On a vu que votre travail porte sur l’illusion, ce que le regard perçoit (Illusion Spheres), une construction qui peut se faire entre un corps et un arbre, une sorte de rêve.
Il y a une composante du jeu optique dans mon travail. Le fait d’utiliser une surface transparente comme le verre, ou semi-transparente comme un voile, va changer la perception de l’image. Cette nouvelle dimension créée par la superposition de couches, comme l’associations des idées, m’intéresse beaucoup. C’est une façon de penser liée très étroitement à la nature de la photographie et en fait c’est la continuation des expériences dans la chambre noire en composant avec plusieurs négatifs.

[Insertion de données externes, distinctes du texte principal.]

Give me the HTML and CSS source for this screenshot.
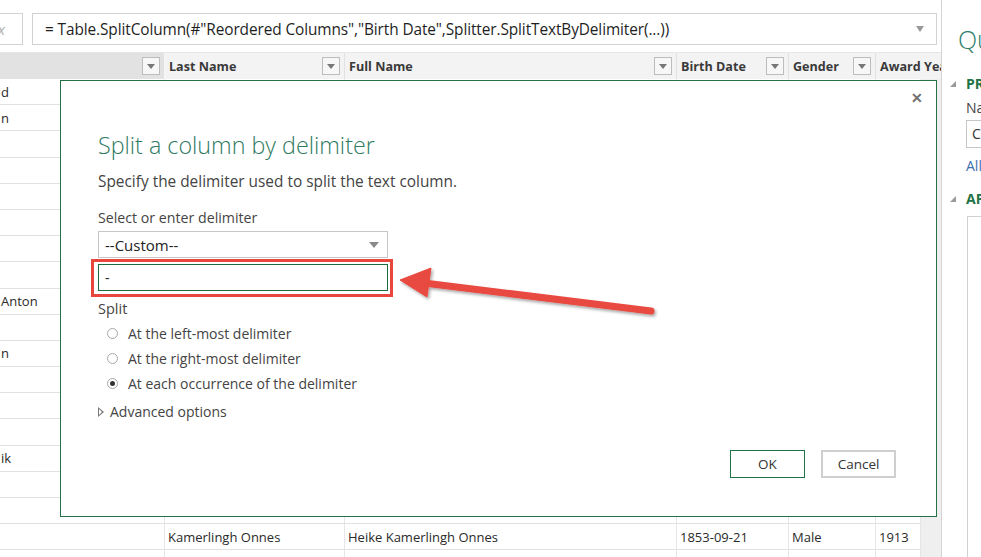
FILE: index.html
```html
<!DOCTYPE html>
<html lang="en">
<head>
  <meta charset="UTF-8">
  <title>Split a column by delimiter</title>
  <link rel="stylesheet" href="styles.css">
</head>
<body>
  <div class="app">
    <div class="main">
      <div class="formula-bar">
        <div class="fx-box"><span>fx</span></div>
        <div class="formula">
          <span class="formula-text">= Table.SplitColumn(#"Reordered Columns","Birth Date",Splitter.SplitTextByDelimiter(...))</span>
          <span class="caret small"></span>
        </div>
      </div>

      <div class="grid">
        <div class="grid-head">
          <div class="th c1 selected"><span></span><i class="filter"></i></div>
          <div class="th c2"><span>Last Name</span><i class="filter"></i></div>
          <div class="th c3"><span>Full Name</span><i class="filter"></i></div>
          <div class="th c4"><span>Birth Date</span><i class="filter"></i></div>
          <div class="th c5"><span>Gender</span><i class="filter"></i></div>
          <div class="th c6"><span>Award Year</span></div>
        </div>
        <div class="grid-body">
          <div class="rows" id="rows"></div>
          <div class="vscroll"></div>
        </div>
      </div>
    </div>

    <div class="side">
      <div class="side-title">Query Settings</div>
      <div class="side-section"><span class="tri"></span>PROPERTIES</div>
      <div class="side-label">Name</div>
      <div class="side-input">Chemistry</div>
      <div class="side-link">All Properties</div>
      <div class="side-section second"><span class="tri"></span>APPLIED STEPS</div>
      <div class="side-steps"></div>
    </div>
  </div>

  <div class="dialog">
    <span class="close">&#x2715;</span>
    <h2 class="dlg-title">Split a column by delimiter</h2>
    <p class="dlg-desc">Specify the delimiter used to split the text column.</p>
    <div class="dlg-label">Select or enter delimiter</div>
    <div class="select">
      <span>--Custom--</span>
      <span class="caret"></span>
    </div>
    <div class="highlight">
      <div class="text-input">-</div>
    </div>
    <div class="split-label">Split</div>
    <div class="radios">
      <label class="radio"><i class="dot"></i>At the left-most delimiter</label>
      <label class="radio"><i class="dot"></i>At the right-most delimiter</label>
      <label class="radio"><i class="dot checked"></i>At each occurrence of the delimiter</label>
    </div>
    <div class="advanced"><span class="adv-tri"></span>Advanced options</div>
    <div class="dlg-footer">
      <button class="btn primary">OK</button>
      <button class="btn">Cancel</button>
    </div>
  </div>

  <svg class="arrow" width="981" height="557" viewBox="0 0 981 557">
    <defs>
      <filter id="shadow" x="-10%" y="-50%" width="120%" height="200%">
        <feDropShadow dx="1.5" dy="2" stdDeviation="1.5" flood-color="#000" flood-opacity="0.35"/>
      </filter>
    </defs>
    <g filter="url(#shadow)" fill="#e84a3f" stroke="#e84a3f">
      <line x1="424" y1="283" x2="651" y2="311" stroke-width="7" stroke-linecap="round"/>
      <polygon points="400,280 431,268 427,297" stroke-width="1" stroke-linejoin="round"/>
    </g>
  </svg>

  <script>
    // rows behind the dialog: only the visible bits carry text
    var data = [
      ['d'], ['n'], [], [], [], [], [], [], ['Anton'], [],
      ['n'], [], [], [], ['ik'], [], [],
      ['', 'Kamerlingh Onnes', 'Heike Kamerlingh Onnes', '1853-09-21', 'Male', '1913'],
      []
    ];
    var rows = document.getElementById('rows');
    data.forEach(function (r) {
      var row = document.createElement('div');
      row.className = 'row';
      for (var i = 0; i < 6; i++) {
        var td = document.createElement('div');
        td.className = 'td c' + (i + 1);
        td.textContent = r[i] || '';
        row.appendChild(td);
      }
      rows.appendChild(row);
    });
  </script>
</body>
</html>
```

FILE: styles.css
```css
* {
  box-sizing: border-box;
}

body {
  margin: 0;
  width: 981px;
  height: 557px;
  overflow: hidden;
  font-family: "Open Sans", "Noto Sans", sans-serif;
  color: #333;
  background: #fff;
  position: relative;
}

.app {
  display: flex;
  height: 557px;
}

.main {
  width: 941px;
  flex: none;
  display: flex;
  flex-direction: column;
}

/* formula bar */
.formula-bar {
  height: 52px;
  display: flex;
  align-items: flex-start;
  padding-top: 13px;
}

.fx-box {
  width: 23px;
  height: 32px;
  border: 1px solid #d2d2d2;
  border-left: none;
  overflow: hidden;
  display: flex;
  align-items: center;
  justify-content: flex-end;
  padding-right: 17px;
  color: #b0b0b0;
  font-size: 15px;
  font-style: italic;
}

.formula {
  margin-left: 9px;
  width: 905px;
  height: 32px;
  border: 1px solid #d2d2d2;
  display: flex;
  align-items: center;
  justify-content: space-between;
  padding: 0 12px 0 12px;
}

.formula-text {
  font-size: 15.4px;
  color: #1f1f1f;
  white-space: nowrap;
  letter-spacing: -0.1px;
}

.caret {
  width: 0;
  height: 0;
  border-left: 5px solid transparent;
  border-right: 5px solid transparent;
  border-top: 6px solid #8a8a8a;
}

.caret.small {
  border-left-width: 4px;
  border-right-width: 4px;
  border-top-width: 6px;
  border-top-color: #999;
}

/* grid */
.grid {
  flex: 1;
  display: flex;
  flex-direction: column;
  overflow: hidden;
}

.grid-head {
  display: flex;
  height: 27px;
  background: #f3f3f3;
  border-top: 1px solid #e6e6e6;
}

.th {
  display: flex;
  align-items: center;
  justify-content: space-between;
  padding: 0 4px 0 4px;
  font-size: 12.6px;
  font-weight: bold;
  color: #3a3a3a;
  border-right: 1px solid #e2e2e2;
  white-space: nowrap;
  overflow: hidden;
}

.th.selected {
  background: #e2e2e2;
  border-right-color: #f7f7f7;
}

.th.c6 {
  flex: 1;
  border-right: none;
  padding-right: 0;
}

.filter {
  width: 18px;
  height: 18px;
  flex: none;
  border: 1px solid #bdbdbd;
  background: #f7f7f7;
  position: relative;
}

.filter::after {
  content: "";
  position: absolute;
  left: 4px;
  top: 6px;
  border-left: 4px solid transparent;
  border-right: 4px solid transparent;
  border-top: 5px solid #777;
}

.c1 { width: 165px; flex: none; }
.c2 { width: 180px; flex: none; }
.c3 { width: 332px; flex: none; }
.c4 { width: 112px; flex: none; }
.c5 { width: 87px; flex: none; }
.c6 { width: 45px; flex: none; }

.grid-body {
  flex: 1;
  display: flex;
  overflow: hidden;
}

.rows {
  width: 921px;
  flex: none;
}

.row {
  display: flex;
  height: 26.2px;
  border-bottom: 1px solid #e1e1e1;
}

.td {
  font-size: 13px;
  color: #2a2a2a;
  display: flex;
  align-items: center;
  padding-left: 3px;
  border-right: 1px solid #e6e6e6;
  white-space: nowrap;
  overflow: hidden;
}

.td.c1 {
  padding-left: 1px;
}

.vscroll {
  flex: 1;
  background: #efefef;
}

/* right panel */
.side {
  flex: 1;
  border-left: 1px solid #d4d4d4;
  padding: 22px 0 0 8px;
  overflow: hidden;
  white-space: nowrap;
}

.side-title {
  font-size: 25px;
  font-weight: 300;
  color: #2f7f6a;
  padding-left: 8px;
  line-height: 34px;
}

.side-section {
  margin-top: 18px;
  font-size: 14px;
  font-weight: bold;
  color: #217346;
  display: flex;
  align-items: center;
}

.side-section.second {
  margin-top: 14px;
}

.tri {
  width: 0;
  height: 0;
  border-left: 6px solid transparent;
  border-bottom: 6px solid #9a9a9a;
  margin-right: 10px;
}

.side-label {
  margin: 5px 0 0 16px;
  font-size: 14px;
  color: #444;
}

.side-input {
  margin: 3px 0 0 16px;
  height: 28px;
  border: 1px solid #c6c6c6;
  border-right: none;
  padding-left: 5px;
  font-size: 14px;
  line-height: 26px;
  color: #333;
}

.side-link {
  margin: 8px 0 0 16px;
  font-size: 14px;
  color: #3c6fb0;
}

.side-steps {
  margin: 8px 0 0 17px;
  height: 400px;
  border: 1px solid #d0d0d0;
  border-right: none;
}

/* dialog */
.dialog {
  position: absolute;
  left: 60px;
  top: 80px;
  width: 877px;
  height: 437px;
  background: #fff;
  border: 1px solid #217346;
  padding: 48px 40px 0 37px;
}

.close {
  position: absolute;
  right: 13px;
  top: 7px;
  font-size: 14px;
  font-weight: bold;
  color: #707070;
}

.dlg-title {
  margin: 0;
  font-size: 23.3px;
  font-weight: 300;
  line-height: 32px;
  color: #2f7a5f;
}

.dlg-desc {
  margin: 11px 0 0 0;
  font-size: 15.4px;
  line-height: 20px;
  color: #444;
}

.dlg-label {
  margin-top: 16px;
  font-size: 14.2px;
  line-height: 20px;
  color: #444;
}

.select {
  margin-top: 3px;
  width: 290px;
  height: 27px;
  border: 1px solid #c6c6c6;
  display: flex;
  align-items: center;
  justify-content: space-between;
  padding: 0 8px 0 6px;
  font-size: 15px;
  color: #222;
}

.highlight {
  margin: 1px 0 0 -7px;
  width: 302px;
  height: 38px;
  border: 3px solid #e8473d;
  padding: 2px 2px 3px 4px;
}

.text-input {
  height: 27px;
  border: 1px solid #1e6b42;
  padding-left: 6px;
  font-size: 14px;
  line-height: 25px;
  color: #222;
}

.split-label {
  margin-top: 2px;
  font-size: 14.5px;
  line-height: 20px;
  color: #444;
}

.radios {
  margin-top: 2px;
  display: flex;
  flex-direction: column;
}

.radio {
  display: flex;
  align-items: center;
  height: 25px;
  font-size: 14px;
  color: #444;
  padding-left: 9px;
}

.dot {
  width: 11px;
  height: 11px;
  border: 1px solid #a8a8a8;
  border-radius: 50%;
  margin-right: 10px;
  display: flex;
  align-items: center;
  justify-content: center;
}

.dot.checked::after {
  content: "";
  width: 5px;
  height: 5px;
  border-radius: 50%;
  background: #333;
}

.advanced {
  margin-top: 6px;
  display: flex;
  align-items: center;
  font-size: 14px;
  line-height: 20px;
  color: #444;
}

.adv-tri {
  width: 0;
  height: 0;
  border-top: 5px solid transparent;
  border-bottom: 5px solid transparent;
  border-left: 6px solid #777;
  margin-right: 6px;
  position: relative;
}

.adv-tri::after {
  content: "";
  position: absolute;
  left: -5px;
  top: -3px;
  border-top: 3px solid transparent;
  border-bottom: 3px solid transparent;
  border-left: 3.5px solid #fff;
}

.dlg-footer {
  margin-top: 28px;
  display: flex;
  justify-content: flex-end;
  gap: 16px;
}

.btn {
  width: 75px;
  height: 28px;
  background: #fff;
  border: 2px solid #cfcfcf;
  font-family: inherit;
  font-size: 13.5px;
  color: #333;
}

.btn.primary {
  border: 1.5px solid #217346;
}

.arrow {
  position: absolute;
  left: 0;
  top: 0;
  pointer-events: none;
}
```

On parle souvent de rêve pour désigner mon travail mais je n’ai pas l’impression de véritablement m’intéresser au rêve. Je crois qu’il s’agit plutôt d’un monde archétypal reliant l’homme à la nature environnante et a sa propre nature et son psychique. Par la construction des images et formes, j’incite le spectateur à chercher des résonances entre lui et ce qui est visible.
Dans Jeux du regard, il y a plusieurs niveaux de vision entre ce que nous voyons, ce que les personnages voient, et les reflets.

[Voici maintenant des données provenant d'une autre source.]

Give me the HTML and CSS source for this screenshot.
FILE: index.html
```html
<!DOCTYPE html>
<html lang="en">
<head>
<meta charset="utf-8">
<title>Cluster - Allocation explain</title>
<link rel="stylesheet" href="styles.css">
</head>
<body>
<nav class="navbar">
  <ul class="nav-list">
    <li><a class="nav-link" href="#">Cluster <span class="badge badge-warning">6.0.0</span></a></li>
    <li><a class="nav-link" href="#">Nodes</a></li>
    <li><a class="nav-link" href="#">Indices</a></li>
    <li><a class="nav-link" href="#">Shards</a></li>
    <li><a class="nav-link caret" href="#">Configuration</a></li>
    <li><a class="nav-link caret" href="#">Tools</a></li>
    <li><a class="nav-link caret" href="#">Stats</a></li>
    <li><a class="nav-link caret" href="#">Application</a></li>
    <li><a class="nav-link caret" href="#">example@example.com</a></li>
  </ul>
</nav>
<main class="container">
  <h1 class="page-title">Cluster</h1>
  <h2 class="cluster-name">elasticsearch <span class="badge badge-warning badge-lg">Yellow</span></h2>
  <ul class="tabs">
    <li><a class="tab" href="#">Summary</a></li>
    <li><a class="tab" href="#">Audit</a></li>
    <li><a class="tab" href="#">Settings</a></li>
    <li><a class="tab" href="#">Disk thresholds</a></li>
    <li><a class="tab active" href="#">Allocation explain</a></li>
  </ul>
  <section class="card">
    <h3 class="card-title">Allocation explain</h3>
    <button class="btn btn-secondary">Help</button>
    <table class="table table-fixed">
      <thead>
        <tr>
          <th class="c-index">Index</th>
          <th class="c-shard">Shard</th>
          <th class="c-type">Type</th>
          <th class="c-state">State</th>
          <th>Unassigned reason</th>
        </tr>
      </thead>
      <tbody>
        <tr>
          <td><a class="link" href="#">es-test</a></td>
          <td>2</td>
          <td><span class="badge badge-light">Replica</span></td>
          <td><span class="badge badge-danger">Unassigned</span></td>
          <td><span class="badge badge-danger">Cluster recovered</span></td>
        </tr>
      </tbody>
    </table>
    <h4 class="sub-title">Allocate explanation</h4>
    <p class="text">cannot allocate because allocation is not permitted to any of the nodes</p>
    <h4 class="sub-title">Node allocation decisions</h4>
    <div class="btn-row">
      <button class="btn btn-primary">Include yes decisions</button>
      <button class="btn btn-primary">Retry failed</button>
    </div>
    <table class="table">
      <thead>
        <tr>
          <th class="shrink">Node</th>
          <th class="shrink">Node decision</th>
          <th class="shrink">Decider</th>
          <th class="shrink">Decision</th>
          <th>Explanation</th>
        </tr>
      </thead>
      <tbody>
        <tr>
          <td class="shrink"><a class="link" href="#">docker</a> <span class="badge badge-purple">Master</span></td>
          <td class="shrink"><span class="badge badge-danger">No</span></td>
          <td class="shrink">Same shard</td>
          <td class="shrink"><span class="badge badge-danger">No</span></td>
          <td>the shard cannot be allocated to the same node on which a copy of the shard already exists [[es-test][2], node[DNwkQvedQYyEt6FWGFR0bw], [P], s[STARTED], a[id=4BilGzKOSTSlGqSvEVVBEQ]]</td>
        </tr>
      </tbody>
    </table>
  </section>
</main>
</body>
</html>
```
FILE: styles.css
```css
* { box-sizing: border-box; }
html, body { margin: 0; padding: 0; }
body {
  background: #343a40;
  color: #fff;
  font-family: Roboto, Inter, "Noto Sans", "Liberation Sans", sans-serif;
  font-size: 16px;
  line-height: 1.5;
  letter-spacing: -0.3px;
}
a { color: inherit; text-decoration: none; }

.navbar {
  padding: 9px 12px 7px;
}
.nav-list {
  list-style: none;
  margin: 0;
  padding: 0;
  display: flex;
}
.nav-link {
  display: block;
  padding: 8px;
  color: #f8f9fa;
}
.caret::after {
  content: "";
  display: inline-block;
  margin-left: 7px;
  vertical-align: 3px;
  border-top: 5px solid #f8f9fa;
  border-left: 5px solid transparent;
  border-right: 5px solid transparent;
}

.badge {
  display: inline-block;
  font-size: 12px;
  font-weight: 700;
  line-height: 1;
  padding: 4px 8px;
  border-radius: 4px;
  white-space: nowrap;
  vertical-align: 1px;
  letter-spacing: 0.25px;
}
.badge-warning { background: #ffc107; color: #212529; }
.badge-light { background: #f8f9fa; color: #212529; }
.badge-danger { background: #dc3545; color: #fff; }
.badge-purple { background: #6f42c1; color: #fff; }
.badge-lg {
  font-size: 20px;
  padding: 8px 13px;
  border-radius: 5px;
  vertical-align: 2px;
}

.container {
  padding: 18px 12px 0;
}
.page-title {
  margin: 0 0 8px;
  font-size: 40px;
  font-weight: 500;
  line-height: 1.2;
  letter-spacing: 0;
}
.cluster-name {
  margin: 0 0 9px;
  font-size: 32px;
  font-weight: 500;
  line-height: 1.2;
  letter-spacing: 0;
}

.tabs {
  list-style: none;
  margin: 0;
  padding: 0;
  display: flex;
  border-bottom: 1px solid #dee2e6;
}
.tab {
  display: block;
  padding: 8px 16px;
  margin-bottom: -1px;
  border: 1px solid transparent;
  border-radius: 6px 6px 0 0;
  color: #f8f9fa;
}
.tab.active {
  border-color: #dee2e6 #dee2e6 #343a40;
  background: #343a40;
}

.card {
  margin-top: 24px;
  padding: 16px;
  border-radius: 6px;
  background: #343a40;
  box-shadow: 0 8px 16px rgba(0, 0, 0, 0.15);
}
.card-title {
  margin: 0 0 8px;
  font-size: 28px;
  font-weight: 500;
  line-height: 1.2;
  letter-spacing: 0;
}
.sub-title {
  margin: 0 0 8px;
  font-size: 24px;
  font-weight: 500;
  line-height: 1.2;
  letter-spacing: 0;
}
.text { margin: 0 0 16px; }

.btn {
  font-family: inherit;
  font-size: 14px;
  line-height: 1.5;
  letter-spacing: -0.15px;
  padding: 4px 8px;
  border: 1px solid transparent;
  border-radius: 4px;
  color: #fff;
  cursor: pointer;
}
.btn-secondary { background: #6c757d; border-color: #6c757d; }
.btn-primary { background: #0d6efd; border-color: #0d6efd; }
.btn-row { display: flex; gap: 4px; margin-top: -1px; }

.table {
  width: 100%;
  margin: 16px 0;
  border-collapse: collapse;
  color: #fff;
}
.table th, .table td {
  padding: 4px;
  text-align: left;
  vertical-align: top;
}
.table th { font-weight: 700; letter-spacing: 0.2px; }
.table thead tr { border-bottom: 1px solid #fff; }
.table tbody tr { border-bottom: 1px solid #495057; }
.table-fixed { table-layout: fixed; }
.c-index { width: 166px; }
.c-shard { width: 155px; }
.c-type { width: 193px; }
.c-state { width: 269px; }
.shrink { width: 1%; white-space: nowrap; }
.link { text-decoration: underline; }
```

Cette installation permet de s’imaginer ce que l’on pourrait voir si on avait la capacité de pénétrer à l’intérieur du cerveau d’autrui. Les gens ont toujours la curiosité de l’autre, et cette installation en est une métaphore… Lorsqu’ils voient en moi, ils voient alors en eux ce qu’ils ont vu à travers moi (Je est un autre selon Levinas), et cela sera vu par d’autres etc. On construit ainsi une chaîne infinie entre la perception et l’interprétation. L’installation comprenait un jeu de 5 tables triangulaires avec un grand verre réflectif inséré à la verticale et 5 objets en bois en forme de cônes représentant le schéma de la vision qui sortait de l’oeil de chacune des 5 têtes en bronze. Les croisement de tous les reflets avait créé une illusion de multitude de regards .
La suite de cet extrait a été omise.